I'm writing this in C++, so in order to define the world's shape and behavior, we also have to start thinking about the world's major object classes. As of right now, I'm carving the physical world into the following organizational classes (there are also custom vector classes and things not mentioned):

WORLD: The whole world stores the plates in it and its dimensions. It also keeps track of the time. It has many important methods involving interactions between plates, like actually determining how far plates move together, which boundaries subduct versus crumple, and how much pressure and resistance plates get from the direction they try to move in. 

VOXEL: A voxel is a 3D cube that is the smallest size that would be seen during eventual gameplay. Such as a single block in Minecraft. These are not actually simulated during geological timescales.

GOXEL: A goxel (geological voxel) is a 3D cube that is the smallest size considered during geological simulation. I'm likely to change how many voxels make one goxel as I go, and have it later be a user-defined parameter. 16x16x16 voxels is a good starting point. Goxels don't do much, they mainly just store information about material types, temperature, pressure, etc. and get pushed around by other methods.

COLUMN: A column is the smallest size unit in the 2-dimensional rectangular projection of the world. It is a stack of some number of goxels (the thickness of the crust changes in different places around the world). Columns do various things as a unit that makes them a useful class. For example, they float on the mantle of the planet, and this can cause stresses that cause them to crack away from neighboring columns and cause fault lines. They're also convenient for erosion and other things, like efficiently swapping real estate between plates.

PLATE: A plate is a collection of columns. It gets moved by the world object, but it does various other things itself, like checking the buildup of pressure under the crust to calculate the likelihood of splitting into two plates (more likely the bigger it is) it also checks for whether columns have managed to create so many fault lines that they have effectively made a new plate.

REGION: Possibly a generic "region" superclass that has methods and variables relevant to keeping track of areas of the world that have other areas inside of them (i.e. all of the above except voxels).


Whenever possible, I am going to attempt to make every constant number in the whole program come from a user-variable text file, which will be the main source of control and input, for a good combination of user friendliess and coder friendliness (I hate GUIs, especially in C++).


I'm probably going to output as color coded image files or ASCII for now. One of my design principles is definitely to have all of the output be modularly separate from the simulation code, though, so other people could swap it all out later.

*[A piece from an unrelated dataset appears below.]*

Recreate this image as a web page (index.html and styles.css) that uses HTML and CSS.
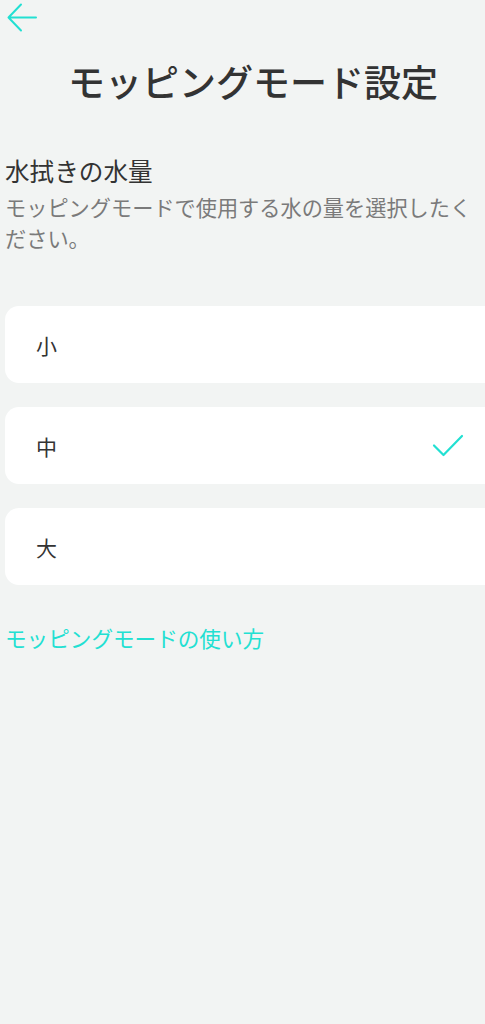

I'm going to try to tackle just plate tectonics alone first. Plates splitting, moving due to new rock in ocean ridges, slowing down as they smash into things, deciding to subduct or not, etc. I will keep track of crumpling or uplifting of rocks as just numbers for now stored in columns ("7" = more crumpled rock is sitting here than "3," etc.). Same for volcanism. I can use these to output colorful pictures and get an idea of whether it looks reasonable or not. Actually storing more useful versions of that information can come later.